Ao ler a matéria do jornal “O Estado de São Paulo” do dia 20 de setembro de 2018 “Indígenas lamentam perda de documentos históricos em incêndio no Museu Nacional” lembrei do desconsolo de um integrante da tribo Tenetehára-Guajajara, o índio José Urutau: “é como um novo genocídio, como se eles tivessem assassinado mais uma vez todas estas comunidades indígenas. Era ali que se encontrava a nossa memória”. José estava pesquisando a herança de sua tribo no maior arquivo do planeta sobre a historicidade dos índios brasileiros (mais de quarenta mil artefatos de mais de 100 etnias).
O jornal “Estado de São Paulo” também reproduz a fala de Glicéria Jesus Silva, uma das atuais líderes dos tupinambás: "Aquele lugar era como uma memória, a memória de um computador que a qualquer momento, qualquer grupo étnico do meu povo poderia acessar para obter informações, para saber o que nós somos, para não nos sentirmos perdidos". Exatamente: os acervos guardam trajetórias de sociedades e são locais de produção e releitura de vida, que pode dar sentido ao presente...
Parte do trabalho da vida de Curt Nimuendajú queimou junto com milhões de outras peças do acervo do Museu Nacional! Sobreviveu aquilo que foi enviado para museus/universidades do exterior.

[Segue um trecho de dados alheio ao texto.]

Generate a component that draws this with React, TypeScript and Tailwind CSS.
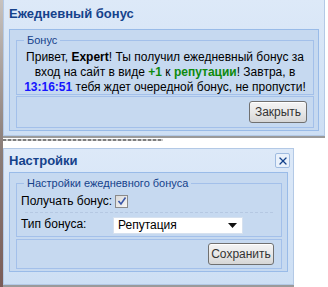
import { X } from "lucide-react";

const font = "font-['Tahoma','Liberation_Sans',sans-serif]";

function Btn({ label, w }: { label: string; w: string }) {
  return (
    <button
      type="button"
      className={`${w} h-[22px] rounded-[3px] border border-[#707070] bg-gradient-to-b from-[#f4f4f4] via-[#e8e8e8] to-[#d6d6d6] text-[12px] leading-none text-[#333] shadow-[inset_0_1px_0_#fff]`}
    >
      {label}
    </button>
  );
}

export default function App() {
  return (
    <div className={`w-[328px] h-[287px] bg-white overflow-hidden flex ${font}`}>
      <div className="w-[3px] h-full shrink-0 bg-gradient-to-b from-[#c7c2bf] via-[#8c7f7a] to-[#7a5c58]" />
      <div className="flex flex-col">
        {/* daily bonus window */}
        <div className="w-[322px] h-[136px] border border-t-0 border-[#b3c9e6] bg-gradient-to-b from-[#dde9f8] to-[#cddff4] shadow-[0_2px_0_#9a9a9a] flex flex-col">
          <div className="h-[29px] shrink-0 flex items-center pl-[5px] pb-[1px]">
            <span className="text-[13px] font-bold text-[#15428b]">Ежедневный бонус</span>
          </div>
          <div className="mx-[5px] h-[102px] border border-[#99bbe8] bg-[#c6d9f0] pl-[6px] pr-[4px]">
            <fieldset className="h-[61px] border border-[#a3c0ea] px-[4px] mt-[4px]">
              <legend className="ml-[3px] px-[3px] text-[11px] leading-[13px] text-[#15428b]">Бонус</legend>
              <p className="pt-[3px] text-center text-[12px] leading-[15px] text-black">
                Привет, <b>Expert</b>! Ты получил ежедневный бонус за вход на сайт в виде{" "}
                <b className="text-[#0d8a0d]">+1</b> к <b className="text-[#0d8a0d]">репутации</b>! Завтра, в{" "}
                <b className="text-[#1515ff]">13:16:51</b> тебя ждет очередной бонус, не пропусти!
              </p>
            </fieldset>
            <div className="mt-[1px] h-[32px] border border-[#a3c0ea] flex items-center justify-end pr-[6px]">
              <Btn label="Закрыть" w="w-[58px]" />
            </div>
          </div>
        </div>

        <div className="h-[12px] shrink-0 flex items-start">
          <div className="mt-[3px] w-[160px] h-[2px] bg-[repeating-linear-gradient(90deg,#7d7d7d_0_3px,#c8c8c8_3px_5px)]" />
        </div>

        {/* settings window */}
        <div className="w-[291px] h-[137px] border border-[#b3c9e6] bg-gradient-to-b from-[#dde9f8] to-[#cddff4] shadow-[0_2px_0_#9a9a9a] flex flex-col">
          <div className="h-[23px] shrink-0 flex items-center justify-between pl-[5px] pr-[3px]">
            <span className="text-[13px] font-bold text-[#15428b]">Настройки</span>
            <span className="w-[15px] h-[15px] border border-[#9fbbe0] bg-[#e9f1fb] rounded-[2px] flex items-center justify-center">
              <X className="w-[12px] h-[12px] text-[#15428b]" strokeWidth={2.5} />
            </span>
          </div>
          <div className="mx-[5px] h-[100px] border border-[#99bbe8] bg-[#c6d9f0] pl-[6px] pr-[5px]">
            <fieldset className="h-[60px] border border-[#a3c0ea] px-[4px] mt-[4px]">
              <legend className="ml-[3px] px-[3px] text-[11px] leading-[13px] text-[#15428b]">
                Настройки ежедневного бонуса
              </legend>
              <div className="mt-[2px] flex items-center h-[18px] text-[12px] text-black">
                <span className="w-[94px]">Получать бонус:</span>
                <span className="w-[13px] h-[13px] border border-[#8a8a8a] bg-gradient-to-br from-[#d9d9d9] to-[#f6f6f6] flex items-center justify-center">
                  <svg width="10" height="10" viewBox="0 0 10 10">
                    <path d="M1.5 5 L4 8 L8.5 1.5" fill="none" stroke="#3a57a8" strokeWidth="1.6" />
                  </svg>
                </span>
              </div>
              <div className="mx-[4px] mt-[2px] mb-[3px] border-t border-dashed border-[#b5c8e2]" />
              <div className="flex items-center h-[18px] text-[12px] text-black">
                <span className="w-[92px] -mt-[3px]">Тип бонуса:</span>
                <span className="w-[130px] h-[17px] bg-white border border-[#d6e1ef] flex items-center justify-between pl-[4px] pr-[5px]">
                  <span>Репутация</span>
                  <svg width="9" height="5" viewBox="0 0 9 5">
                    <path d="M0 0 H9 L4.5 5 Z" fill="#111" />
                  </svg>
                </span>
              </div>
            </fieldset>
            <div className="mt-[2px] h-[30px] border border-[#a3c0ea] flex items-center justify-end pr-[7px]">
              <Btn label="Сохранить" w="w-[66px]" />
            </div>
          </div>
        </div>
      </div>
    </div>
  );
}
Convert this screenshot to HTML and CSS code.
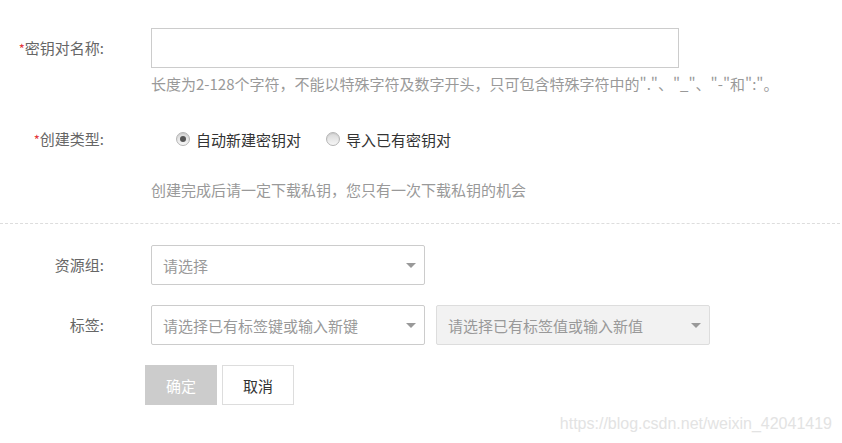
FILE: index.html
```html
<!DOCTYPE html>
<html lang="zh-CN">
<head>
<meta charset="utf-8">
<title>创建密钥对</title>
<link rel="stylesheet" href="styles.css">
</head>
<body>
<div class="form">
  <div class="row row-name">
    <div class="label"><span class="req">*</span>密钥对名称:</div>
    <div class="control">
      <div class="text-input"></div>
      <div class="hint hint-name">长度为2-128个字符，不能以特殊字符及数字开头，只可包含特殊字符中的"."、"_"、"-"和":"。</div>
    </div>
  </div>

  <div class="row row-type">
    <div class="label"><span class="req">*</span>创建类型:</div>
    <div class="control">
      <div class="radios">
        <label class="radio"><span class="dot checked"></span><span class="radio-text">自动新建密钥对</span></label>
        <label class="radio"><span class="dot"></span><span class="radio-text">导入已有密钥对</span></label>
      </div>
      <div class="hint hint-type">创建完成后请一定下载私钥，您只有一次下载私钥的机会</div>
    </div>
  </div>

  <div class="divider"></div>

  <div class="row row-group">
    <div class="label">资源组:</div>
    <div class="control">
      <div class="select"><span class="placeholder">请选择</span><span class="caret"></span></div>
    </div>
  </div>

  <div class="row row-tag">
    <div class="label">标签:</div>
    <div class="control control-tags">
      <div class="select"><span class="placeholder">请选择已有标签键或输入新键</span><span class="caret"></span></div>
      <div class="select disabled"><span class="placeholder">请选择已有标签值或输入新值</span><span class="caret"></span></div>
    </div>
  </div>

  <div class="actions">
    <button class="btn btn-ok">确定</button>
    <button class="btn btn-cancel">取消</button>
  </div>
</div>
<div class="watermark">https://blog.csdn.net/weixin_42041419</div>
</body>
</html>
```

FILE: styles.css
```css
html, body {
  margin: 0;
  padding: 0;
  background: #fff;
}
body {
  width: 842px;
  height: 443px;
  overflow: hidden;
  position: relative;
  font-family: "Noto Sans CJK SC", "Noto Sans", sans-serif;
  font-size: 15px;
  color: #333;
}
.form {
  padding-top: 28px;
}
.row {
  display: flex;
  align-items: flex-start;
}
.label {
  width: 104px;
  flex: none;
  text-align: right;
  line-height: 40px;
  height: 40px;
  color: #666;
  font-size: 15px;
  white-space: nowrap;
}
.req {
  color: #e4393c;
  font-size: 13px;
}
.control {
  margin-left: 47px;
}
.text-input {
  width: 526px;
  height: 38px;
  border: 1px solid #ccc;
  background: #fff;
}
.hint {
  color: #999;
  font-size: 15px;
  line-height: 20px;
  white-space: nowrap;
}
.hint-name {
  margin-top: 6px;
}
.row-type {
  margin-top: 25px;
}
.radios {
  display: flex;
  height: 40px;
  align-items: center;
  padding-left: 25px;
  gap: 25px;
}
.radio {
  display: flex;
  align-items: center;
  color: #333;
  font-size: 15px;
}
.dot {
  width: 12px;
  height: 12px;
  border-radius: 50%;
  border: 1px solid #b5b5b5;
  background: linear-gradient(#d8d8d8, #f6f6f6);
  margin-right: 6px;
  position: relative;
  box-shadow: inset 0 1px 1px rgba(0,0,0,0.08);
}
.dot.checked::after {
  content: "";
  position: absolute;
  left: 3px;
  top: 3px;
  width: 6px;
  height: 6px;
  border-radius: 50%;
  background: #555;
}
.hint-type {
  margin-top: 21px;
}
.divider {
  margin-top: 23px;
  border-top: 1px dashed #ddd;
  width: 840px;
}
.row-group {
  margin-top: 21px;
}
.row-tag {
  margin-top: 20px;
}
.control-tags {
  display: flex;
  gap: 11px;
}
.select {
  height: 38px;
  border: 1px solid #ccc;
  border-radius: 2px;
  background: #fff;
  display: flex;
  align-items: center;
  justify-content: space-between;
  padding: 0 8px 0 11px;
  box-sizing: content-box;
  width: 253px;
}
.select.disabled {
  background: #f2f2f2;
  border-color: #ddd;
}
.placeholder {
  color: #999;
  font-size: 15px;
  white-space: nowrap;
}
.caret {
  width: 0;
  height: 0;
  border-left: 5px solid transparent;
  border-right: 5px solid transparent;
  border-top: 5px solid #999;
}
.actions {
  display: flex;
  gap: 5px;
  margin-top: 20px;
  margin-left: 145px;
}
.btn {
  height: 40px;
  width: 72px;
  font-family: inherit;
  font-size: 15px;
  padding: 0;
  border-radius: 0;
  cursor: pointer;
}
.btn-ok {
  background: #ccc;
  border: 1px solid #ccc;
  color: #fff;
}
.btn-cancel {
  background: #fff;
  border: 1px solid #ddd;
  color: #333;
}
.watermark {
  position: absolute;
  right: 10px;
  top: 414px;
  font-family: "Liberation Sans", Arial, sans-serif;
  font-size: 16px;
  line-height: 20px;
  color: #e3e3e3;
  white-space: nowrap;
}
```
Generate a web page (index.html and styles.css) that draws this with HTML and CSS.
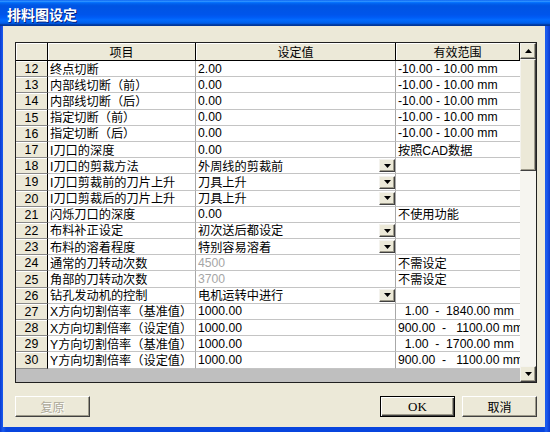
FILE: index.html
```html
<!DOCTYPE html>
<html lang="zh-CN">
<head>
<meta charset="utf-8">
<title>排料图设定</title>
<link rel="stylesheet" href="styles.css">
</head>
<body>
<div class="window">
  <div class="titlebar"><span class="title">排料图设定</span></div>
  <div class="client">
    <div class="grid">
      <div class="sheet">
        <div class="table">
          <div class="hd corner"></div>
          <div class="hd">项目</div>
          <div class="hd">设定值</div>
          <div class="hd">有效范围</div>

          <div class="rh">12</div><div class="c">终点切断</div><div class="c v">2.00</div><div class="c r">-10.00 - 10.00 mm</div>
          <div class="rh">13</div><div class="c">内部线切断（前）</div><div class="c v">0.00</div><div class="c r">-10.00 - 10.00 mm</div>
          <div class="rh">14</div><div class="c">内部线切断（后）</div><div class="c v">0.00</div><div class="c r">-10.00 - 10.00 mm</div>
          <div class="rh">15</div><div class="c">指定切断（前）</div><div class="c v">0.00</div><div class="c r">-10.00 - 10.00 mm</div>
          <div class="rh">16</div><div class="c">指定切断（后）</div><div class="c v">0.00</div><div class="c r">-10.00 - 10.00 mm</div>
          <div class="rh">17</div><div class="c">I刀口的深度</div><div class="c v">0.00</div><div class="c r">按照CAD数据</div>
          <div class="rh">18</div><div class="c">I刀口的剪裁方法</div><div class="c v"><span>外周线的剪裁前</span><span class="dd"><svg width="7" height="4" viewBox="0 0 7 4"><path d="M0 0h7L3.5 4z" fill="#000"/></svg></span></div><div class="c r"></div>
          <div class="rh">19</div><div class="c">I刀口剪裁前的刀片上升</div><div class="c v"><span>刀具上升</span><span class="dd"><svg width="7" height="4" viewBox="0 0 7 4"><path d="M0 0h7L3.5 4z" fill="#000"/></svg></span></div><div class="c r"></div>
          <div class="rh">20</div><div class="c">I刀口剪裁后的刀片上升</div><div class="c v"><span>刀具上升</span><span class="dd"><svg width="7" height="4" viewBox="0 0 7 4"><path d="M0 0h7L3.5 4z" fill="#000"/></svg></span></div><div class="c r"></div>
          <div class="rh">21</div><div class="c">闪烁刀口的深度</div><div class="c v">0.00</div><div class="c r">不使用功能</div>
          <div class="rh">22</div><div class="c">布料补正设定</div><div class="c v"><span>初次送后都设定</span><span class="dd"><svg width="7" height="4" viewBox="0 0 7 4"><path d="M0 0h7L3.5 4z" fill="#000"/></svg></span></div><div class="c r"></div>
          <div class="rh">23</div><div class="c">布料的溶着程度</div><div class="c v"><span>特别容易溶着</span><span class="dd"><svg width="7" height="4" viewBox="0 0 7 4"><path d="M0 0h7L3.5 4z" fill="#000"/></svg></span></div><div class="c r"></div>
          <div class="rh">24</div><div class="c">通常的刀转动次数</div><div class="c v dis">4500</div><div class="c r">不需设定</div>
          <div class="rh">25</div><div class="c">角部的刀转动次数</div><div class="c v dis">3700</div><div class="c r">不需设定</div>
          <div class="rh">26</div><div class="c">钻孔发动机的控制</div><div class="c v"><span>电机运转中进行</span><span class="dd"><svg width="7" height="4" viewBox="0 0 7 4"><path d="M0 0h7L3.5 4z" fill="#000"/></svg></span></div><div class="c r"></div>
          <div class="rh">27</div><div class="c">X方向切割倍率（基准值）</div><div class="c v">1000.00</div><div class="c r">  1.00  -  1840.00 mm</div>
          <div class="rh">28</div><div class="c">X方向切割倍率（设定值）</div><div class="c v">1000.00</div><div class="c r">900.00  -   1100.00 mm</div>
          <div class="rh">29</div><div class="c">Y方向切割倍率（基准值）</div><div class="c v">1000.00</div><div class="c r">  1.00  -  1700.00 mm</div>
          <div class="rh">30</div><div class="c">Y方向切割倍率（设定值）</div><div class="c v">1000.00</div><div class="c r">900.00  -   1100.00 mm</div>
        </div>
        <div class="empty"></div>
      </div>
      <div class="vscroll">
        <div class="sbtn"><svg width="7" height="4" viewBox="0 0 7 4"><path d="M3.5 0L7 4H0z" fill="#000"/></svg></div>
        <div class="thumb"></div>
        <div class="track"></div>
        <div class="sbtn"><svg width="7" height="4" viewBox="0 0 7 4"><path d="M0 0h7L3.5 4z" fill="#000"/></svg></div>
      </div>
    </div>
    <div class="buttons">
      <button class="btn disabled">复原</button>
      <button class="btn default">OK</button>
      <button class="btn">取消</button>
    </div>
  </div>
</div>
</body>
</html>
```

FILE: styles.css
```css
html, body {
  margin: 0;
  padding: 0;
}
body {
  width: 550px;
  height: 432px;
  overflow: hidden;
  font-family: "Liberation Sans", "Noto Sans CJK SC", sans-serif;
}
.window {
  width: 550px;
  height: 432px;
  display: flex;
  flex-direction: column;
  background: linear-gradient(90deg, #0a3ad0 0, #1a5cf0 3px, #0845de 6px, #0845de 544px, #1d5ff2 546px, #0a3ad0 550px);
}
.titlebar {
  height: 26px;
  flex: none;
  display: flex;
  align-items: center;
  padding-left: 7px;
  background: linear-gradient(180deg, #0058ee 0%, #3593ff 4%, #288eff 6%, #127dff 8%, #036ffc 10%, #0262ee 14%, #0057e5 20%, #0054e3 24%, #0055eb 56%, #005bf5 66%, #026afe 76%, #0062ef 86%, #0052d6 92%, #0040ab 94%, #003092 100%);
}
.title {
  color: #fff;
  font-family: "Noto Sans CJK SC", sans-serif;
  font-weight: bold;
  font-size: 14px;
  line-height: 16px;
  text-shadow: 1px 1px 0 #0a1f7a;
  margin-top: 1px;
}
.client {
  flex: 1;
  margin: 0 5px 5px 3px;
  background: #ece9d8;
  padding: 16px 8px 0 12px;
  display: flex;
  flex-direction: column;
}
.grid {
  width: 522px;
  height: 341px;
  box-sizing: border-box;
  border: 1px solid #202020;
  display: flex;
  background: #bfbfbf;
}
.sheet {
  width: 504px;
  display: flex;
  flex-direction: column;
}
.table {
  display: grid;
  grid-template-columns: 32px 148px 200px 124px;
  grid-template-rows: 18px repeat(19, 16.2px);
}
.hd {
  box-sizing: border-box;
  background: #ece9d8;
  border-right: 1px solid #000;
  border-bottom: 1px solid #000;
  box-shadow: inset 1px 1px 0 #fff;
  font-size: 12px;
  color: #000;
  display: flex;
  align-items: center;
  justify-content: center;
  font-family: "Noto Sans CJK SC", sans-serif;
}
.rh {
  box-sizing: border-box;
  background: #ece9d8;
  border-right: 1px solid #000;
  border-bottom: 1px solid #8a8a8a;
  box-shadow: inset 0 1px 0 #fff;
  font-size: 12.4px;
  display: flex;
  align-items: center;
  justify-content: center;
  padding-top: 1px;
  color: #000;
}
.c {
  box-sizing: border-box;
  background: #fff;
  border-right: 1px solid #a8a8a8;
  border-bottom: 1px solid #c4c4c4;
  font-size: 12.2px;
  color: #000;
  padding-left: 2px;
  white-space: pre;
  overflow: hidden;
  display: flex;
  align-items: center;
}
.c.r {
  border-right: none;
}
.c.v {
  justify-content: space-between;
}
.c.dis {
  color: #a6a6a6;
}
.dd {
  width: 16px;
  height: 13px;
  box-sizing: border-box;
  align-self: flex-end;
  margin-bottom: 1px;
  background: #ece9d8;
  border: 1px solid;
  border-color: #f4f3ee #404040 #404040 #f4f3ee;
  box-shadow: inset -1px -1px 0 #9d9a8a;
  display: flex;
  align-items: center;
  justify-content: center;
}
.dd svg, .sbtn svg {
  display: block;
}
.empty {
  flex: 1;
  background: #bfbfbf;
}
.vscroll {
  width: 16px;
  display: flex;
  flex-direction: column;
  background: #f4f3ee;
}
.sbtn {
  height: 16px;
  flex: none;
  box-sizing: border-box;
  background: #ece9d8;
  border: 1px solid;
  border-color: #f4f3ee #404040 #404040 #f4f3ee;
  box-shadow: inset -1px -1px 0 #9d9a8a;
  display: flex;
  align-items: center;
  justify-content: center;
}
.thumb {
  height: 112px;
  flex: none;
  box-sizing: border-box;
  background: #ece9d8;
  border: 1px solid;
  border-color: #f4f3ee #404040 #404040 #f4f3ee;
  box-shadow: inset -1px -1px 0 #9d9a8a;
}
.track {
  flex: 1;
  background: #f6f5f0;
}
.buttons {
  display: flex;
  gap: 7px;
  margin-top: 13px;
  width: 522px;
}
.btn {
  width: 75px;
  height: 21px;
  box-sizing: border-box;
  margin: 0;
  padding: 0;
  background: #ece9d8;
  border: 1px solid;
  border-color: #fff #404040 #404040 #fff;
  box-shadow: inset -1px -1px 0 #9d9a8a;
  font-family: "Noto Sans CJK SC", sans-serif;
  font-size: 12px;
  color: #000;
}
.btn.disabled {
  color: #aca899;
  text-shadow: 1px 1px 0 #fff;
}
.btn.default {
  margin-left: auto;
  border: 1px solid #000;
  box-shadow: inset 1px 1px 0 #fff, inset -1px -1px 0 #404040, inset -2px -2px 0 #9d9a8a;
  font-family: "Liberation Serif", serif;
  font-size: 13px;
}
```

Pesadas polêmicas que ganharam fôlego nas décadas de 1930-40 de que as peças do patrimônio brasileiro não deveriam deixar o país e que ficariam seguras em nosso conjunto museológico, na atualidade, não passam de debates esquecidos no tempo: outros projetos culturais milionários relegaram esta modalidade de cultura material (os acervos diversos de nossa civilização) ao esquecimento e a desvalorização! Esqueceu-se que acervos são lugares de memória, de pesquisa, de construção do conhecimento, de reconstrução discursiva das memórias passadas, de construção de trajetórias civilizatórias que nos tornam humanos e não apenas itens a serem descartados na marcha insana rumo a um local obscuro do futuro!
O que estamos fazendo com os acervos materiais do passado?  Qual a relevância que damos para a preservação das memórias pretéritas e das nossas? O que vamos deixar de legado pedagógico real para as novas gerações? Na ausência de consciência preservacionista do legado do passado e do enfrentamento crítico no presente, o que podemos esperar de políticas de preservação efetivas no futuro?
  
Nimuendajú em 1943.


Mapa Etnográfico elaborado por Nimuendajú, 1908.